Bu konu cinsiyet kimliği ile bir şeyleri kafasında oturtamayan insanları anlama ile ilgilidir.
Burada Freud'un psikoseksüel gelişim kuramına bir göz atacağız.
Freud'a göre 3-6 yaş arası olan fallik evrede çocuklar cinsel organlarına, cinsel farklılıklara ve onların anlamlarına yönelir. Sevgisini karşı cinse yöneltmeye başlar. İlk aşkı annedir. Babayı rakip olarak görür. Babanın annesine olan ilgisinden rahatsız olur.
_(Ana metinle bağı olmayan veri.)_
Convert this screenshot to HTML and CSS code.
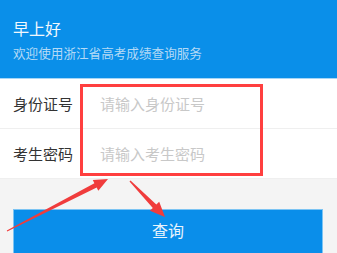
FILE: index.html
```html
<!DOCTYPE html>
<html>
<head>
<meta charset="utf-8">
<link rel="stylesheet" href="styles.css">
</head>
<body>
<div class="page">
  <header class="hero">
    <div class="greet">早上好</div>
    <div class="sub">欢迎使用浙江省高考成绩查询服务</div>
  </header>
  <div class="form">
    <div class="row">
      <span class="label">身份证号</span>
      <span class="ph">请输入身份证号</span>
    </div>
    <div class="row">
      <span class="label">考生密码</span>
      <span class="ph">请输入考生密码</span>
    </div>
  </div>
  <div class="bottom">
    <div class="btn">查询</div>
  </div>
  <div class="mark"></div>
  <svg class="arrows" width="337" height="253" viewBox="0 0 337 253">
    <g fill="#f03c3c" stroke="none">
      <polygon points="6.8,230.6 94.4,183.2 92.8,180.1 108,179 98.3,190.7 96.7,187.6 7.2,231.4"/>
      <polygon points="130.5,180.5 156.3,204.5 159.2,201.7 165,217 149.9,210.8 152.8,208 129.5,181.5"/>
    </g>
  </svg>
</div>
</body>
</html>
```
FILE: styles.css
```css
html, body {
  margin: 0;
  padding: 0;
}
body {
  font-family: "Noto Sans CJK SC", "Noto Sans", sans-serif;
  background: #f4f4f4;
}
.page {
  position: relative;
  width: 337px;
  height: 253px;
  overflow: hidden;
  background: #f4f4f4;
}
.hero {
  height: 78px;
  background: #0a8fe9;
  border-bottom: 1px solid #a7d6f6;
  padding: 0 13px;
  box-sizing: content-box;
  display: flex;
  flex-direction: column;
}
.greet {
  color: #f2f8fd;
  font-size: 16px;
  line-height: 20px;
  margin-top: 18px;
}
.sub {
  color: #b4daf6;
  font-size: 12.6px;
  line-height: 16px;
  margin-top: 7px;
}
.form {
  background: #fff;
}
.row {
  height: 49px;
  border-bottom: 1px solid #efefef;
  display: flex;
  align-items: center;
  padding-left: 13px;
}
.label {
  color: #333;
  font-size: 15px;
  width: 87px;
}
.ph {
  color: #c8c8c8;
  font-size: 15px;
}
.bottom {
  padding: 30px 14px 0 13px;
}
.btn {
  height: 46px;
  background: #0a8eea;
  border: 1px solid #7cc4f3;
  color: #e8f3fc;
  font-size: 16px;
  display: flex;
  align-items: center;
  justify-content: center;
  padding-bottom: 4px;
  box-sizing: border-box;
}
.mark {
  position: absolute;
  left: 80px;
  top: 84px;
  width: 183px;
  height: 92px;
  border: 3px solid #ff3f3f;
  box-sizing: border-box;
}
.arrows {
  position: absolute;
  left: 0;
  top: 0;
}
```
Çocuk bu evreyi rahat ve sıkıntısız geçirirse mutlu, sağlıklı, sevecen ve yaratıcı olurlar.
Fakat 0-3 yaş arasındaki dönemde çocuk yasakçı bir aile yapısına maruz kalmışsa çocukta bir korku oluşur. Bu korku babasının onun penisini koparacağı, cezalandıracağı korkudur. Bunun yanında annesini babasından çaldığı düşüncesi ile çocukta suçluluk duygusu gelişir.
Bu sebeplerden ötürü çocuk her iki ebeveynden de uzaklaşır.
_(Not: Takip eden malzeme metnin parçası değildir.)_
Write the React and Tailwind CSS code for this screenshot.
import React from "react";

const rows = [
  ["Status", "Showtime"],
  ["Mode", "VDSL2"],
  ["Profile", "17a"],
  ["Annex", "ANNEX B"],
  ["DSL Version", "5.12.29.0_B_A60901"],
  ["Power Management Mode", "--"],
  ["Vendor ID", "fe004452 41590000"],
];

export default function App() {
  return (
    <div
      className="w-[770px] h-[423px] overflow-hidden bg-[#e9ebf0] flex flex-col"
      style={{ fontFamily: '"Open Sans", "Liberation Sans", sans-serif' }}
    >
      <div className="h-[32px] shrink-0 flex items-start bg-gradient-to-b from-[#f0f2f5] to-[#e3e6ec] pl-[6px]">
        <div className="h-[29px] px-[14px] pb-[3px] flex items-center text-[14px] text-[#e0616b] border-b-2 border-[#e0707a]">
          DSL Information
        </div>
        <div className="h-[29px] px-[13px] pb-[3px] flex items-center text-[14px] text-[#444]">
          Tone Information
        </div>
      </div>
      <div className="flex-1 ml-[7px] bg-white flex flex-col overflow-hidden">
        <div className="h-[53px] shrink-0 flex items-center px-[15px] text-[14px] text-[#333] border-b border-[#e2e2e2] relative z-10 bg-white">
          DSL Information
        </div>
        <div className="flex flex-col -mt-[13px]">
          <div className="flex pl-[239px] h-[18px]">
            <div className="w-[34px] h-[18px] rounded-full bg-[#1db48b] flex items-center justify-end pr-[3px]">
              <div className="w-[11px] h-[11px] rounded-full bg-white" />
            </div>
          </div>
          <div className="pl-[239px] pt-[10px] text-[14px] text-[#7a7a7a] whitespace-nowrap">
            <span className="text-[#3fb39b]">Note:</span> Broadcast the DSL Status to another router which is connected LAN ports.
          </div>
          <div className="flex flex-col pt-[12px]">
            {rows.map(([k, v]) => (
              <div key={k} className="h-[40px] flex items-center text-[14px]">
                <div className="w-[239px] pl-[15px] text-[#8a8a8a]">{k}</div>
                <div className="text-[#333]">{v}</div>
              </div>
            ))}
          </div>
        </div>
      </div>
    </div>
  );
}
Anneye yaklaşsam baba cezalandırır, babaya zaten yaklaşamam anneyi çaldım. Bu durum çocukta ileriki dönemlerde cinsel kimlik oluşumunda hasar oluşturur. Çocuğa göre iki figür tanrı rolündedir. Çocuk aile yapısına göre iki tanrı ebeveynden biriyle özdeşleşmeye meyilli. Ama şöyle bir sorun var. Çocuk bulunduğu aile yapısından dolayı iki ebeveyne de yaklaşmıyor.
Bu çocukta cinsel kimlik oluşumunda sorun oluşturur ve birkaç tahta yerine oturmaz. Sonuç olarak çocukta "ya ben kızlardan hoşlanıyorum, aşık oluyorum ama erkekler de çekici geliyor, gay mi oluyorum" düşüncesi gelir. Burada bir kendinden belirsiz olma ile ilgili nevrotik bozukluk ortaya çıkar.
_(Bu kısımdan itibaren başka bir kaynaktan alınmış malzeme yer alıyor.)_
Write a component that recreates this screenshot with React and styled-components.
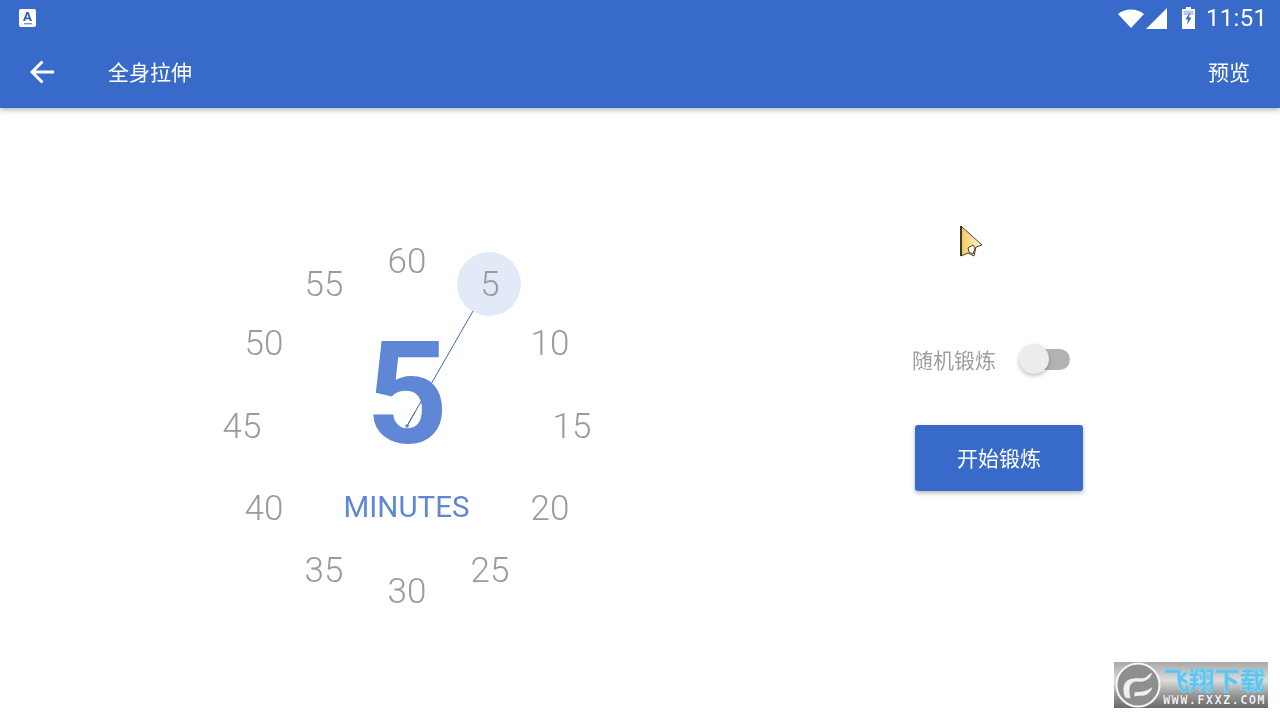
import React from 'react';
import styled, { createGlobalStyle, css } from 'styled-components';

const CJK = `'Roboto', 'Noto Sans CJK SC', sans-serif`;
const BLUE = '#386ac9';

// own layer, so the text gets the grey antialiasing the capture has
const softText = css`
  will-change: transform;
`;

const GlobalStyle = createGlobalStyle`
  html, body {
    margin: 0;
    padding: 0;
    background: #fff;
    overflow: hidden;
  }
  * { box-sizing: border-box; }
`;

const Screen = styled.div`
  position: relative;
  width: 1280px;
  height: 720px;
  display: flex;
  flex-direction: column;
  background: #fff;
  font-family: ${CJK};
`;

const AppBar = styled.header`
  height: 108px;
  flex: none;
  display: flex;
  flex-direction: column;
  background: ${BLUE};
  box-shadow: 0 2px 5px rgba(0, 0, 0, 0.28);
  color: #fff;
`;

const StatusBar = styled.div`
  height: 36px;
  display: flex;
  align-items: center;
  padding: 0 13px 0 19px;
`;

const StatusRight = styled.div`
  margin-left: auto;
  display: flex;
  align-items: center;
`;

const Clock = styled.span`
  ${softText}
  font-size: 24px;
  margin-left: 11px;
  letter-spacing: 0.3px;
`;

const Toolbar = styled.div`
  height: 72px;
  display: flex;
  align-items: center;
  padding: 0 30px 2px;
  font-size: 21px;
`;

const BackIcon = styled.svg`
  width: 24px;
  height: 24px;
  display: block;
  margin-top: 2px;
`;

const Title = styled.span`
  ${softText}
  margin-left: 54px;
`;

const PreviewAction = styled.span`
  ${softText}
  margin-left: auto;
`;

const Body = styled.main`
  flex: 1;
  display: flex;
  padding: 118px 197px 0 207px;
`;

const Dial = styled.div`
  position: relative;
  width: 400px;
  height: 400px;
  flex: none;
`;

const Tick = styled.span`
  ${softText}
  position: absolute;
  left: ${(props) => props.$x}px;
  top: ${(props) => props.$y}px;
  transform: translate(-50%, -50%);
  font-size: 35px;
  font-weight: 300;
  line-height: 1;
  color: #9b9b9b;
`;

const Handle = styled.div`
  position: absolute;
  left: 250px;
  top: 26px;
  width: 64px;
  height: 64px;
  border-radius: 50%;
  background: #e3eaf7;
`;

const HandLine = styled.svg`
  position: absolute;
  left: 0;
  top: 0;
  width: 400px;
  height: 400px;
`;

const Readout = styled.div`
  ${softText}
  position: absolute;
  left: 0;
  right: 0;
  top: 116px;
  display: flex;
  flex-direction: column;
  align-items: center;
  color: #5f87d6;
`;

const BigValue = styled.span`
  height: 105px;
  font-size: 143px;
  font-weight: 700;
  line-height: 105px;
`;

const Unit = styled.span`
  margin: 45px 1px 0 0;
  font-size: 29.5px;
  line-height: 30px;
`;

const Controls = styled.section`
  margin-left: auto;
  width: 171px;
  padding-top: 110px;
  display: flex;
  flex-direction: column;
`;

const RandomRow = styled.div`
  height: 48px;
  display: flex;
  align-items: center;
`;

const RandomLabel = styled.span`
  ${softText}
  font-size: 21px;
  margin-top: -2px;
  color: #9e9e9e;
`;

const Switch = styled.div`
  position: relative;
  margin: -2px 0 0 28px;
  width: 46px;
  height: 21px;
  border-radius: 11px;
  background: #b2b2b2;
`;

const Knob = styled.div`
  position: absolute;
  left: -5px;
  top: -5px;
  width: 30px;
  height: 30px;
  border-radius: 50%;
  background: #ececec;
  box-shadow: 0 2px 4px rgba(0, 0, 0, 0.25);
`;

const StartButton = styled.button`
  margin: 41px 0 0 3px;
  width: 168px;
  height: 66px;
  border: 0;
  padding: 0 0 2px;
  border-radius: 3px;
  background: ${BLUE};
  color: #fff;
  font-family: inherit;
  font-size: 21px;
  box-shadow: 0 2px 4px rgba(0, 0, 0, 0.3);
`;

const StartLabel = styled.span`
  ${softText}
  display: inline-block;
`;

const Pointer = styled.svg`
  position: absolute;
  left: 958px;
  top: 224px;
  width: 26px;
  height: 34px;
`;

const Watermark = styled.div`
  position: absolute;
  left: 1114px;
  top: 662px;
  width: 154px;
  height: 46px;
  display: flex;
  background: linear-gradient(#a8a8a8 0%, #dcdcdc 40%, #9a9a9a 70%, #6a6a6a 100%);
`;

const WatermarkLogo = styled.svg`
  width: 49px;
  height: 46px;
  flex: none;
`;

const WatermarkText = styled.div`
  display: flex;
  flex-direction: column;
  padding-top: 5px;
`;

const WatermarkName = styled.span`
  font-family: 'Noto Sans CJK SC', sans-serif;
  font-size: 25.5px;
  font-weight: 700;
  line-height: 24px;
  color: #5cc3ee;
  -webkit-text-stroke: 0.7px #7fd3f4;
`;

const WatermarkUrl = styled.span`
  margin-top: 4px;
  font-family: 'DejaVu Sans Mono', monospace;
  font-size: 12px;
  font-weight: 700;
  line-height: 10px;
  letter-spacing: 1.35px;
  color: #f2f2f2;
  text-shadow: 0 0 1px #444;
`;

const TICKS = [
  { value: 60, x: 200, y: 35 },
  { value: 5, x: 282.5, y: 58 },
  { value: 10, x: 343, y: 117 },
  { value: 15, x: 365, y: 200 },
  { value: 20, x: 343, y: 282 },
  { value: 25, x: 282.5, y: 344 },
  { value: 30, x: 200, y: 365 },
  { value: 35, x: 116.5, y: 344 },
  { value: 40, x: 57, y: 282 },
  { value: 45, x: 35, y: 200 },
  { value: 50, x: 57, y: 117 },
  { value: 55, x: 117, y: 58 },
];

function App() {
  return (
    <Screen>
      <GlobalStyle />
      <AppBar>
        <StatusBar>
          <svg width="17" height="18" viewBox="0 0 17 18">
            <rect width="17" height="18" rx="2" fill="#fff" />
            <path d="M4 12 L7.4 3 H9.6 L13 12 H10.9 L10.3 10.2 H6.7 L6.1 12 Z M7.3 8.5 H9.7 L8.5 5 Z" fill="#3a5fa8" fillRule="evenodd" />
            <rect x="5" y="14" width="8" height="1.4" fill="#7f97c6" />
          </svg>
          <StatusRight>
            <svg width="26" height="19" viewBox="0 0 26 19">
              <path d="M0 5 C7 -1 19 -1 26 5 L13 19 Z" fill="#fff" />
            </svg>
            <svg width="21" height="21" viewBox="0 0 21 21" style={{ marginLeft: 2 }}>
              <path d="M21 0 V21 H0 Z" fill="#fff" />
            </svg>
            <svg width="13" height="22" viewBox="0 0 13 22" style={{ marginLeft: 15 }}>
              <path d="M4 0 H9 V2 H13 V22 H0 V2 H4 Z" fill="#fff" />
              <path d="M1.5 3.5 H11.5 V8 H1.5 Z" fill="#b9cbec" />
              <path d="M8 5 L3.5 12.5 H6 L5 18 L9.5 10.5 H7 Z" fill={BLUE} />
            </svg>
            <Clock>11:51</Clock>
          </StatusRight>
        </StatusBar>
        <Toolbar>
          <BackIcon viewBox="0 0 24 24">
            <path d="M24 12 H2 M12.5 1.5 L2 12 L12.5 22.5" fill="none" stroke="#fff" strokeWidth="3" />
          </BackIcon>
          <Title>全身拉伸</Title>
          <PreviewAction>预览</PreviewAction>
        </Toolbar>
      </AppBar>
      <Body>
        <Dial>
          <Handle />
          {TICKS.map((tick) => (
            <Tick key={tick.value} $x={tick.x} $y={tick.y}>
              {tick.value}
            </Tick>
          ))}
          <HandLine viewBox="0 0 400 400">
            <line x1="200" y1="200" x2="266" y2="85" stroke="#3f68b5" strokeWidth="1" />
          </HandLine>
          <Readout>
            <BigValue>5</BigValue>
            <Unit>MINUTES</Unit>
          </Readout>
          <HandLine viewBox="0 0 400 400">
            <line x1="200" y1="200" x2="208" y2="186" stroke="#3f68b5" strokeWidth="1" />
            <circle cx="200" cy="200" r="1.8" fill="#6d7f9f" />
          </HandLine>
        </Dial>
        <Controls>
          <RandomRow>
            <RandomLabel>随机锻炼</RandomLabel>
            <Switch>
              <Knob />
            </Switch>
          </RandomRow>
          <StartButton>
            <StartLabel>开始锻炼</StartLabel>
          </StartButton>
        </Controls>
      </Body>
      <Pointer viewBox="0 0 26 34">
        <defs>
          <linearGradient id="pointerFill" x1="0" y1="0" x2="1" y2="0">
            <stop offset="0" stopColor="#efc95f" />
            <stop offset="1" stopColor="#fff7d6" />
          </linearGradient>
        </defs>
        <path d="M3 2 L24 21 L18 23 L16 32 L10 29 L3 32 Z" fill="url(#pointerFill)" stroke="#3a3010" strokeWidth="0.9" strokeLinejoin="round" />
        <path d="M10 24 L15 21 L17 24 L15 30 L11 28 Z" fill="#fff" stroke="#3a3010" strokeWidth="0.9" />
        <path d="M3 2 V32" stroke="#2a2410" strokeWidth="1.6" />
      </Pointer>
      <Watermark>
        <WatermarkLogo viewBox="0 0 49 46">
          <circle cx="24" cy="23" r="21.5" fill="#8f8f8f" stroke="#f5f5f5" strokeWidth="2" />
          <path d="M11 36 C7 26 9 17 20 16 C27 15 30 18 35 12 L39 10 C37 17 31 21 24 20 C17 19 14 24 17 37 Z" fill="#efefef" stroke="#777" strokeWidth="0.6" />
          <path d="M20 30 C26 29 32 30 39 24 C38 30 33 35 26 34 L20 35 Z" fill="#efefef" stroke="#777" strokeWidth="0.6" />
        </WatermarkLogo>
        <WatermarkText>
          <WatermarkName>飞翔下载</WatermarkName>
          <WatermarkUrl>WWW.FXXZ.COM</WatermarkUrl>
        </WatermarkText>
      </Watermark>
    </Screen>
  );
}

export default App;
Bu nevrotik bozukluk, obsesif kompülsif bozukluk ve depresyon ile şekil alabilir.
Obsesif Kompülsif Bozukluk ve Eşcinsellik
Obsesyonlar endişe verici, istemsiz düşüncelerdir. Kişi bunları düşünmek istemez ama beyin otomatik bunu düşünür. Bu durumda örnek olarak "acaba ben eşcinsel miyim" düşüncesi verilebilir.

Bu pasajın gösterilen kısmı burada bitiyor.